BEGIN Information supplied
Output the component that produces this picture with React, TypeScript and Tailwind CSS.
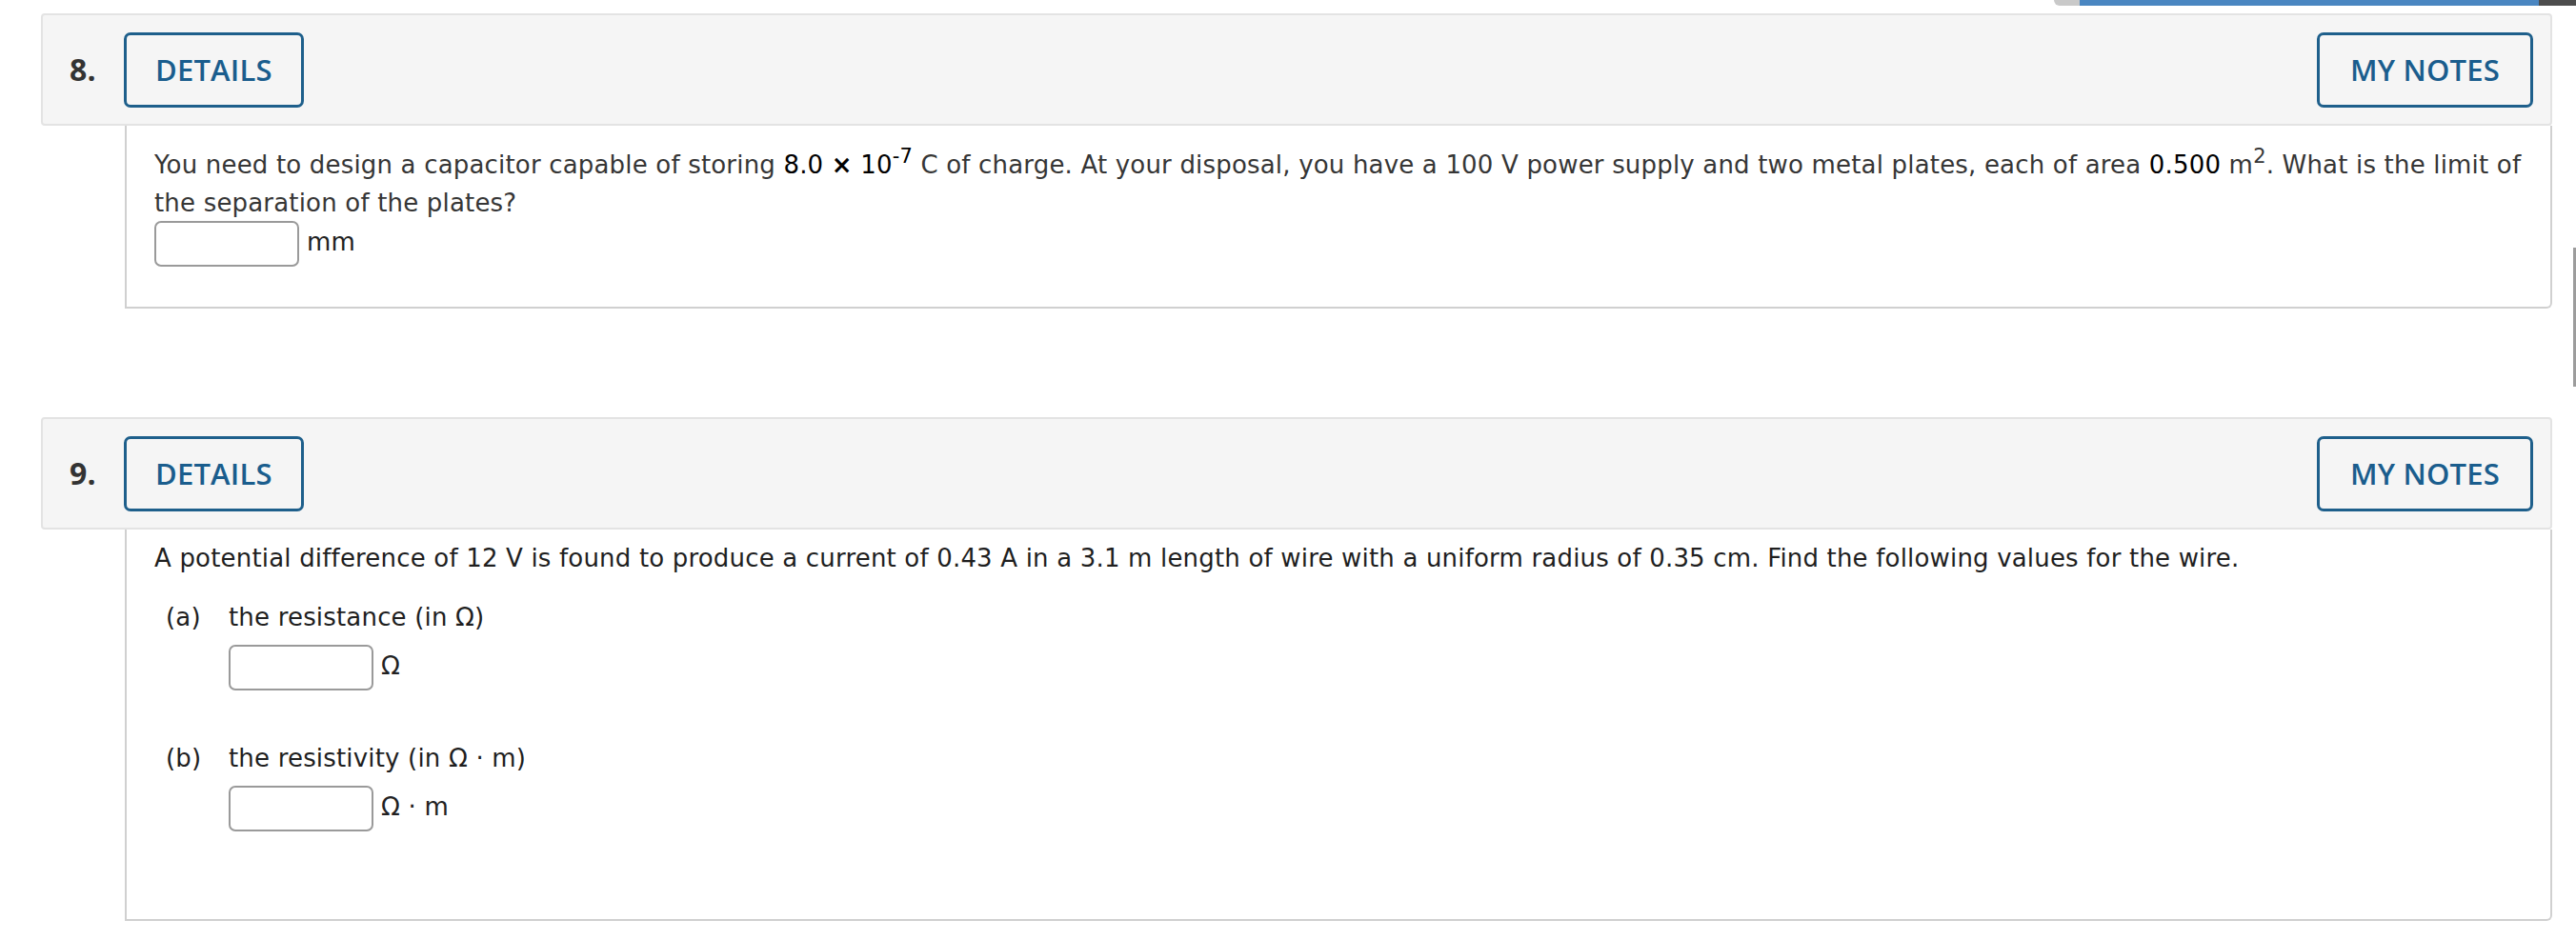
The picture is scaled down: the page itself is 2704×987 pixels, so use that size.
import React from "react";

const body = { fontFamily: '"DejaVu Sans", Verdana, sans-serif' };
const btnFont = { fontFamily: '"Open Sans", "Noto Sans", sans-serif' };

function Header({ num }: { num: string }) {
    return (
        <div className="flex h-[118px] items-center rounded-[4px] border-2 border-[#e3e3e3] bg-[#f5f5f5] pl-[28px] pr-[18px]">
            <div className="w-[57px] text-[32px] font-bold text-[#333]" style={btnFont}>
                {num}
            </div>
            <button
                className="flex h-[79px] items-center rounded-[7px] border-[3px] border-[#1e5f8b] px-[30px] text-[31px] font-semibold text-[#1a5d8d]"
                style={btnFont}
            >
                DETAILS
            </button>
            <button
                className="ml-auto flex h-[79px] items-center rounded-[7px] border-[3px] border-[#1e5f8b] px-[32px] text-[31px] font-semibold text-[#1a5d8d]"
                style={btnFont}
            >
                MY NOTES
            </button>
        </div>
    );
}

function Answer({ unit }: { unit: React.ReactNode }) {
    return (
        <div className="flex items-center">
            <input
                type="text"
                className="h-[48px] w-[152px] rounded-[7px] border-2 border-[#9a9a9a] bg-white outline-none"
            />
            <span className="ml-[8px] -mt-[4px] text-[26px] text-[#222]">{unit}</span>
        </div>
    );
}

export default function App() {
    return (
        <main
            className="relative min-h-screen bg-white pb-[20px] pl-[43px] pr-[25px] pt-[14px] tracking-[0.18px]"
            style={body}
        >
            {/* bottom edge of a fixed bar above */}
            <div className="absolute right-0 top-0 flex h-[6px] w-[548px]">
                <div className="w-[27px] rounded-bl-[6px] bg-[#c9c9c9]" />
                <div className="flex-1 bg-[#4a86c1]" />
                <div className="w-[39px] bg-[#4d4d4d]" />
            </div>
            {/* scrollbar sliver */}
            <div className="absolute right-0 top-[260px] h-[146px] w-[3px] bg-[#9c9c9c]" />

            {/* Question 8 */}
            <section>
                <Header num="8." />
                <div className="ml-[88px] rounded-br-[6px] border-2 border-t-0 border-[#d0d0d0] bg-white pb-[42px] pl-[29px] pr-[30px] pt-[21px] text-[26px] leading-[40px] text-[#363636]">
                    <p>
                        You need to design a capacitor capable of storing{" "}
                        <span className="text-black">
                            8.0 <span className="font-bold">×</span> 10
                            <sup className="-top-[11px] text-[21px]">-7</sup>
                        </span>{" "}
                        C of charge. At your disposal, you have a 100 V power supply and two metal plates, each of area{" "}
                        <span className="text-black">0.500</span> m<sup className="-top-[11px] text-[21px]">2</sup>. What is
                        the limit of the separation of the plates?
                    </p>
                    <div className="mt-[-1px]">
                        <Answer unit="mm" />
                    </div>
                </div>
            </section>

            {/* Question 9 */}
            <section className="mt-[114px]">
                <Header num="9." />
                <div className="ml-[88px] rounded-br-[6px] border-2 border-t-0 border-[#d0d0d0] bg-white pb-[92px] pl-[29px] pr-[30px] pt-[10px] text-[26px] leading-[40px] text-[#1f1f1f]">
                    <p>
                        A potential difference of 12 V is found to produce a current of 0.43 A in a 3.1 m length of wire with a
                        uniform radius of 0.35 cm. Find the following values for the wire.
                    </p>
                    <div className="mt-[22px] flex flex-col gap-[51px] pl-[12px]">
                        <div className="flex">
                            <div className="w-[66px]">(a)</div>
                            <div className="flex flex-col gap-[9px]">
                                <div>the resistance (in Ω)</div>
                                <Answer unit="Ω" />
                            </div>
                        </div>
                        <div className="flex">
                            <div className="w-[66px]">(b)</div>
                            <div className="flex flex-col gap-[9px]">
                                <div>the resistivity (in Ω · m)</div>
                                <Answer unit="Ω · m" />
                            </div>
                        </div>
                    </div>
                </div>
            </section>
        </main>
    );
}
END Information supplied
:: Aim of the exercise ::
Reproduce the whole listing exactly, but not the images in it.

:: Full output ::
Output the component that produces this picture with React, TypeScript and Tailwind CSS.
The picture is scaled down: the page itself is 2704×987 pixels, so use that size.
import React from "react";

const body = { fontFamily: '"DejaVu Sans", Verdana, sans-serif' };
const btnFont = { fontFamily: '"Open Sans", "Noto Sans", sans-serif' };

function Header({ num }: { num: string }) {
    return (
        <div className="flex h-[118px] items-center rounded-[4px] border-2 border-[#e3e3e3] bg-[#f5f5f5] pl-[28px] pr-[18px]">
            <div className="w-[57px] text-[32px] font-bold text-[#333]" style={btnFont}>
                {num}
            </div>
            <button
                className="flex h-[79px] items-center rounded-[7px] border-[3px] border-[#1e5f8b] px-[30px] text-[31px] font-semibold text-[#1a5d8d]"
                style={btnFont}
            >
                DETAILS
            </button>
            <button
                className="ml-auto flex h-[79px] items-center rounded-[7px] border-[3px] border-[#1e5f8b] px-[32px] text-[31px] font-semibold text-[#1a5d8d]"
                style={btnFont}
            >
                MY NOTES
            </button>
        </div>
    );
}

function Answer({ unit }: { unit: React.ReactNode }) {
    return (
        <div className="flex items-center">
            <input
                type="text"
                className="h-[48px] w-[152px] rounded-[7px] border-2 border-[#9a9a9a] bg-white outline-none"
            />
            <span className="ml-[8px] -mt-[4px] text-[26px] text-[#222]">{unit}</span>
        </div>
    );
}

export default function App() {
    return (
        <main
            className="relative min-h-screen bg-white pb-[20px] pl-[43px] pr-[25px] pt-[14px] tracking-[0.18px]"
            style={body}
        >
            {/* bottom edge of a fixed bar above */}
            <div className="absolute right-0 top-0 flex h-[6px] w-[548px]">
                <div className="w-[27px] rounded-bl-[6px] bg-[#c9c9c9]" />
                <div className="flex-1 bg-[#4a86c1]" />
                <div className="w-[39px] bg-[#4d4d4d]" />
            </div>
            {/* scrollbar sliver */}
            <div className="absolute right-0 top-[260px] h-[146px] w-[3px] bg-[#9c9c9c]" />

            {/* Question 8 */}
            <section>
                <Header num="8." />
                <div className="ml-[88px] rounded-br-[6px] border-2 border-t-0 border-[#d0d0d0] bg-white pb-[42px] pl-[29px] pr-[30px] pt-[21px] text-[26px] leading-[40px] text-[#363636]">
                    <p>
                        You need to design a capacitor capable of storing{" "}
                        <span className="text-black">
                            8.0 <span className="font-bold">×</span> 10
                            <sup className="-top-[11px] text-[21px]">-7</sup>
                        </span>{" "}
                        C of charge. At your disposal, you have a 100 V power supply and two metal plates, each of area{" "}
                        <span className="text-black">0.500</span> m<sup className="-top-[11px] text-[21px]">2</sup>. What is
                        the limit of the separation of the plates?
                    </p>
                    <div className="mt-[-1px]">
                        <Answer unit="mm" />
                    </div>
                </div>
            </section>

            {/* Question 9 */}
            <section className="mt-[114px]">
                <Header num="9." />
                <div className="ml-[88px] rounded-br-[6px] border-2 border-t-0 border-[#d0d0d0] bg-white pb-[92px] pl-[29px] pr-[30px] pt-[10px] text-[26px] leading-[40px] text-[#1f1f1f]">
                    <p>
                        A potential difference of 12 V is found to produce a current of 0.43 A in a 3.1 m length of wire with a
                        uniform radius of 0.35 cm. Find the following values for the wire.
                    </p>
                    <div className="mt-[22px] flex flex-col gap-[51px] pl-[12px]">
                        <div className="flex">
                            <div className="w-[66px]">(a)</div>
                            <div className="flex flex-col gap-[9px]">
                                <div>the resistance (in Ω)</div>
                                <Answer unit="Ω" />
                            </div>
                        </div>
                        <div className="flex">
                            <div className="w-[66px]">(b)</div>
                            <div className="flex flex-col gap-[9px]">
                                <div>the resistivity (in Ω · m)</div>
                                <Answer unit="Ω · m" />
                            </div>
                        </div>
                    </div>
                </div>
            </section>
        </main>
    );
}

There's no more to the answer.